Op-Ed: Do Not Focus on the Wrong Election


Less than a week away -- that is how close we are to electing a new President of the United States. However, the race between Donald J. Trump and Hillary Clinton, while the most conversed, will not be the most important. This election cycle, there are a total of 469 Congressional seats in contention (34 Senate seats and all 435 House seats). Congress belongs to the Republicans these days, with an 8% majority in the Senate and a 6% majority in the House of Representatives. Congress' importance lies in that a majority in Congress for either party means it will have tremendous sway in the Supreme Court as well.

If the majorities in Congress stand as is, with Republicans maintaining control in the House and the Senate, and Donald Trump is elected, then his appointments for Supreme Court justices will, presumably, be passed through and sworn in. The same goes if a Democratic majority is voted into Congress and Hillary Clinton wins the presidential election.

In the final presidential debate the issue of the Supreme Court was put to the candidates. More specifically, about the candidates' respective positions on the long standing court decision in Roe V. Wade in which abortion was made legal in the United States. Donald Trump claimed that the pro-life justices he would appoint would automatically overturn Roe, a claim that CNN reported "is belied by history." However, the question of appointing Justices is about much more than abortion; it is about the influence and power that our next President will have.

It is undoubted that the President and Senate that we elect will appoint and approve at least one Supreme Court Justice. Yet there is a possibility for more appointments, as Ruth Bader Ginsburg, Anthony Kennedy and Stephen Breyer are all over 78 years old and could retire at any moment. This opens up the possibility that the next President will have up to four appointments. However, none of this can happen without a Senate in their favor.

This is why the Congressional races are more important than ever before. This election season has been rife with new, and rather terrifying, political rhetoric. Mr. Trump's denigration of women to his fraudulent university to his inability to believe in the American voting system is contrasted with Secretary Clinton's email FBI investigation.  2016 often feels more like a reality show than a presidential election.

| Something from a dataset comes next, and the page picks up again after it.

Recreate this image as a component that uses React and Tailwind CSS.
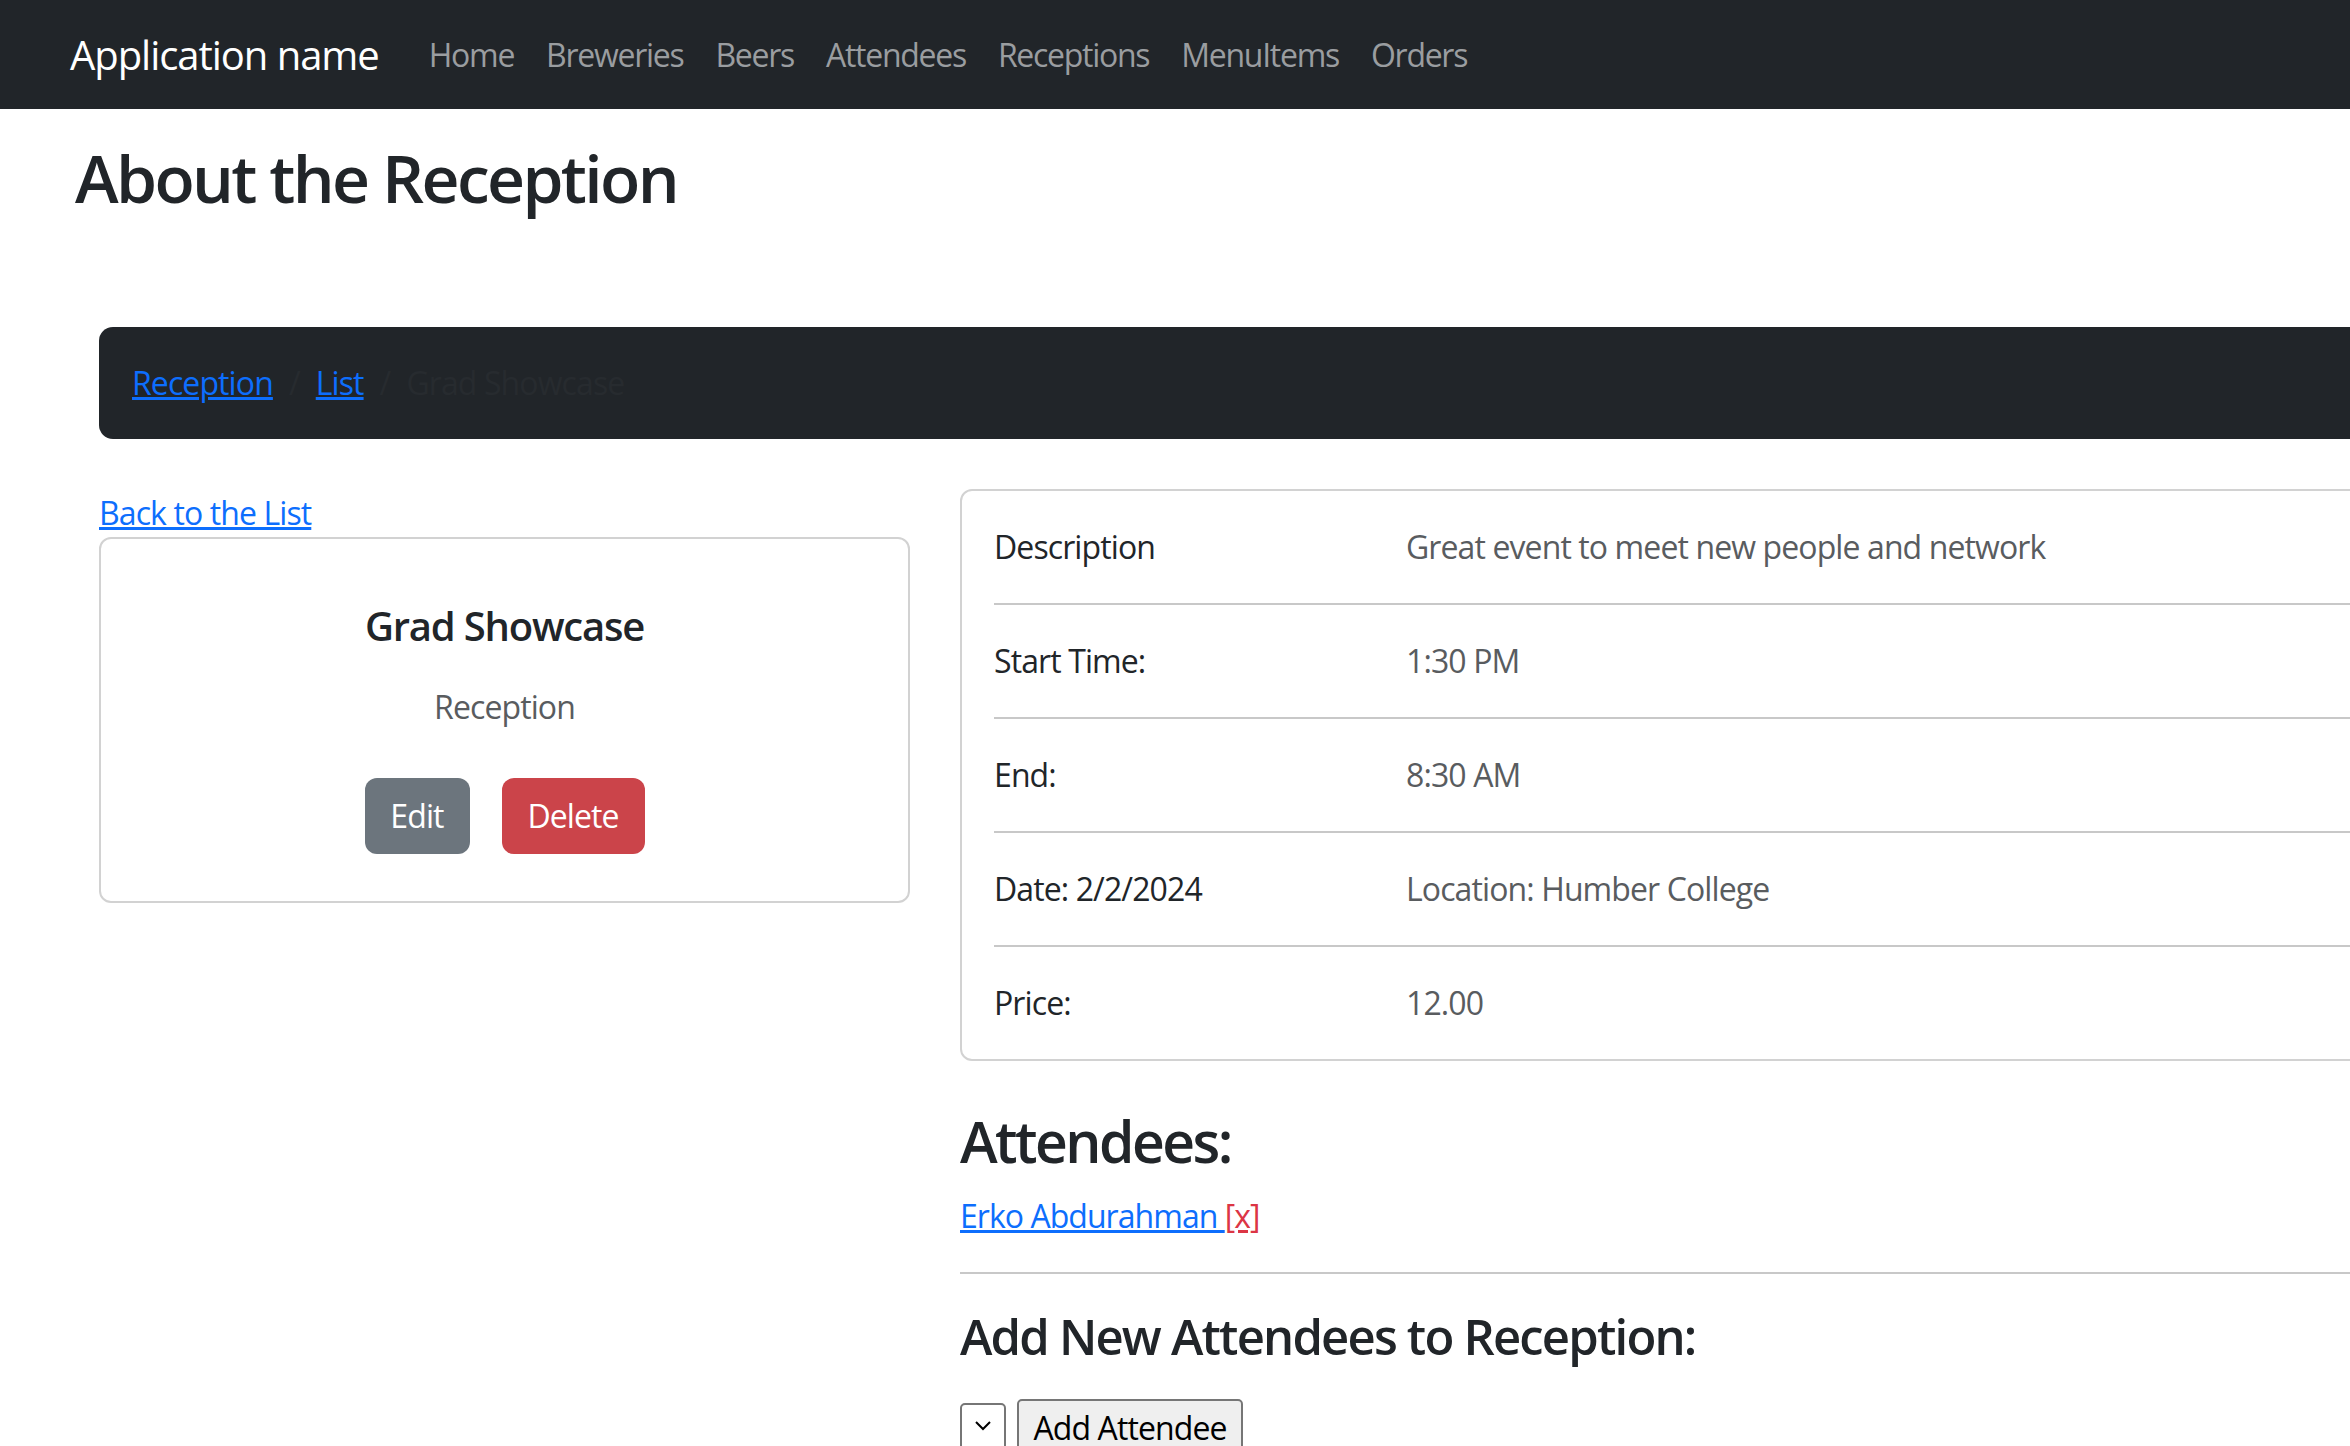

For many of us, especially those of us taking part in our first major election cycle, the possibilities are frightening. What is the state of American politics, that Presidential candidates openly hurl insults at one another on a debate stage? What kind of election is it when both of the candidates have been investigated by government policing agencies? While harrowing and terrifying for many, there still is hope.

Our founders created a system that was built to last and built to keep the follies of man in check. The system of checks and balances between the major branches of government was not created by accident and it is what we can -- nay, what we must count on in an age of post-truth politics.

Thus, get out and vote for who you think will be the best Commander in Chief. But do not neglect the other, equally as important branches of government. Vote in Congressional elections for those you believe will uphold the Constitution, through passing bills into law and appointing Supreme Court justices.